Askook’s expression reflected hate. Taking less lengthy strides, he walked past the longhouse.
Wanchese was waiting for him. “Follow me.”
“Why? Where?”
Wanchese turned about, walked ahead.
They arrived at the secluded alcove of spruce branches where Granganimeo had spoken to Wanchese about Tihkoosue.
“Well?” Askook’s eyes wavered. He pressed the heels of his hands against his hip bones.
“Mind what you say. I am very close to tearing you apart.”
“Don’t exaggerate.”
“If I lose control, I will kill you.”
They stared at each other.
“Well, …” Askook looked away.
“You wear Wingina’s four arrows inked behind your left shoulder. That is supposed to mean something. You do not show it!”
“I am as loyal to Wingina as any man.” Askook raised his chin, tightened his legs.
“They mean we are one. We protect each other. We are not each other’s enemy.” Wanchese’s eyes bored. “But you make yourself one! You insult, you accuse, you hate.”
“I tell the truth.”
“I see a man who cares only about himself.”
“I see a man who cared so much about himself that he was never here, to watch over his brother.”
Three feet apart, bodies taut, they faced each other.
Wanchese’s biceps and shoulder muscles strained to be released. “There are two things you can choose to do.” They were the same height. Askook looked at him warily. “You can be what you are supposed to be. Or you can be our enemy and be banished.”

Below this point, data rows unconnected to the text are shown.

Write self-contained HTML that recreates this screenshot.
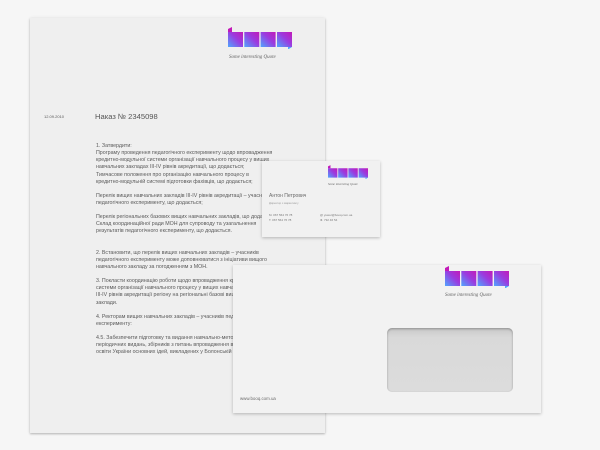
<!DOCTYPE html>
<html><head><meta charset="utf-8"><style>
*{margin:0;padding:0}
body{width:600px;height:450px;overflow:hidden;background:#f6f6f6;font-family:"Liberation Sans","DejaVu Sans",sans-serif;position:relative}
.abs{position:absolute}
.letter{left:30px;top:18px;width:295px;height:415px;background:#efefef;box-shadow:0 1px 2px rgba(0,0,0,.25),0 0 4px rgba(0,0,0,.06)}
.card{left:262px;top:161px;width:118px;height:76px;background:#f1f1f1;box-shadow:0 1px 3px rgba(0,0,0,.25)}
.env{left:233px;top:265px;width:308px;height:148px;background:#f2f2f2;box-shadow:0 1px 3px rgba(0,0,0,.25)}
.win{left:154px;top:63px;width:126px;height:64px;border-radius:5px;background:linear-gradient(180deg,#c9c9c9,#d9d9d9 15%,#dcdcdc);box-shadow:inset 0 1px 2px rgba(0,0,0,.3)}
.t{position:absolute;white-space:nowrap;color:#5a5a5a;font-size:5.3px;line-height:6px}
.q{position:absolute;font-family:"Liberation Serif",serif;font-style:italic;color:#666;white-space:nowrap}
</style></head><body>
<svg width="0" height="0" style="position:absolute"><defs>
<linearGradient id="g" x1="1" y1="0" x2="0" y2="1"><stop offset="0" stop-color="#c21ab8"/><stop offset=".45" stop-color="#9a3ce0"/><stop offset="1" stop-color="#4fa6ff"/></linearGradient>
<symbol id="logo" viewBox="0 0 64 22">
<polygon points="0,5 0,2 4,0 4,5" fill="#c21ab8"/>
<rect x="0" y="5" width="15" height="15" fill="url(#g)"/>
<rect x="16.3" y="5" width="15" height="15" fill="url(#g)"/>
<rect x="32.6" y="5" width="15" height="15" fill="url(#g)"/>
<rect x="49" y="5" width="15" height="15" fill="url(#g)"/>
<polygon points="60,20 64,20 60,22.5" fill="#4fa6ff"/>
</symbol></defs></svg>

<div class="abs letter">
<svg class="abs" style="left:198px;top:9px" width="64" height="22"><use href="#logo"/></svg>
<div class="q" style="left:199px;top:37px;font-size:5px">Some interesting Quote</div>
<div class="t" style="left:14px;top:96px;font-size:4px">12.09.2010</div>
<div class="t" style="left:65px;top:94px;font-size:7.6px;line-height:9px;color:#555">Наказ № 2345098</div>
<div class="t" style="left:66px;top:125px">1. Затвердити:</div>
<div class="t" style="left:66px;top:132px">Програму проведення педагогічного експерименту щодо впровадження</div>
<div class="t" style="left:66px;top:139px">кредитно-модульної системи організації навчального процесу у вищих</div>
<div class="t" style="left:66px;top:146px">навчальних закладах III-IV рівнів акредитації, що додається;</div>
<div class="t" style="left:66px;top:154px">Тимчасове положення про організацію навчального процесу в</div>
<div class="t" style="left:66px;top:161px">кредитно-модульній системі підготовки фахівців, що додається;</div>
<div class="t" style="left:66px;top:175px">Перелік вищих навчальних закладів III-IV рівнів акредитації – учасників</div>
<div class="t" style="left:66px;top:182px">педагогічного експерименту, що додається;</div>
<div class="t" style="left:66px;top:196px">Перелік регіональних базових вищих навчальних закладів, що додається;</div>
<div class="t" style="left:66px;top:203px">Склад координаційної ради МОН для супроводу та узагальнення</div>
<div class="t" style="left:66px;top:210px">результатів педагогічного експерименту, що додається.</div>
<div class="t" style="left:66px;top:232px">2. Встановити, що перелік вищих навчальних закладів – учасників</div>
<div class="t" style="left:66px;top:239px">педагогічного експерименту може доповнюватися з ініціативи вищого</div>
<div class="t" style="left:66px;top:246px">навчального закладу за погодженням з МОН.</div>
<div class="t" style="left:66px;top:260px">3. Покласти координацію роботи щодо впровадження кредитно-модульної</div>
<div class="t" style="left:66px;top:267px">системи організації навчального процесу у вищих навчальних закладах</div>
<div class="t" style="left:66px;top:274px">III-IV рівнів акредитації регіону на регіональні базові вищі навчальні</div>
<div class="t" style="left:66px;top:282px">заклади.</div>
<div class="t" style="left:66px;top:296px">4. Ректорам вищих навчальних закладів – учасників педагогічного</div>
<div class="t" style="left:66px;top:303px">експерименту:</div>
<div class="t" style="left:66px;top:317px">4.5. Забезпечити підготовку та видання навчально-методичних посібників</div>
<div class="t" style="left:66px;top:324px">періодичних видань, збірників з питань впровадження в систему вищої</div>
<div class="t" style="left:66px;top:331px">освіти України основних ідей, викладених у Болонській декларації.</div>
</div>

<div class="abs card">
<svg class="abs" style="left:66px;top:4px" width="40" height="14"><use href="#logo"/></svg>
<div class="q" style="left:66px;top:21px;font-size:3.2px">Some interesting Quote</div>
<div class="t" style="left:7px;top:32px;font-size:5px;color:#6a6a6a">Антон Петрович</div>
<div class="t" style="left:7px;top:39px;font-size:2.8px;color:#999">Директор з маркетингу</div>
<div class="t" style="left:7px;top:51px;font-size:3px;color:#777">M. 067 564 76 78</div>
<div class="t" style="left:7px;top:56px;font-size:3px;color:#777">T. 067 564 76 78</div>
<div class="t" style="left:58px;top:51px;font-size:3px;color:#777">@ yuwer@booq.com.ua</div>
<div class="t" style="left:58px;top:56px;font-size:3px;color:#777">Ф. 732 46 54</div>
</div>

<div class="abs env">
<svg class="abs" style="left:212px;top:1px" width="64" height="22"><use href="#logo"/></svg>
<div class="q" style="left:212px;top:28px;font-size:5px">Some interesting Quote</div>
<div class="abs win"></div>
<div class="t" style="left:7px;top:131px;font-size:4.4px;color:#6a6a6a">www.booq.com.ua</div>
</div>
</body></html>
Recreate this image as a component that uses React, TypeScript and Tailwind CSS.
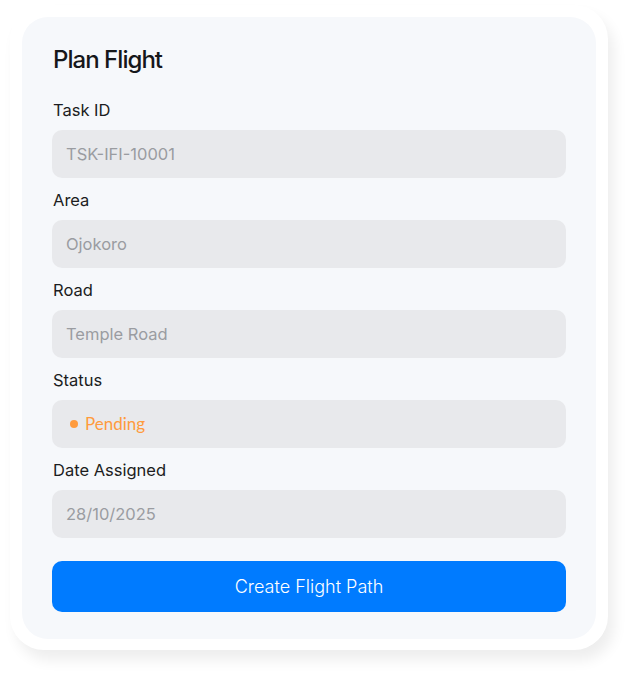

“Not killed?” Askook mocked.
Wanchese struck him full on the right cheek with the heel of his left hand. Askook went down, instantly. He lay still for fifteen seconds, moved his upper body, briefly groaned.
“Not yet you are!”
Askook raised himself to a sitting position. A red welt was forming. “Tearing me apart will do you no good,” he muttered.
“Tell my hands and feet that.”
“You are responsible for Kitchi’s death. That is the truth!”
Wanchese crowded him. “Why does that matter to you?”
“That is for you to find out.”
“You are no cousin of mine. Your blood and my blood are not the same. You would be wise to return to Dasemunkepeuc. Determine there your fate.”
 
Character traits are best revealed by characters’ actions, not by author explication.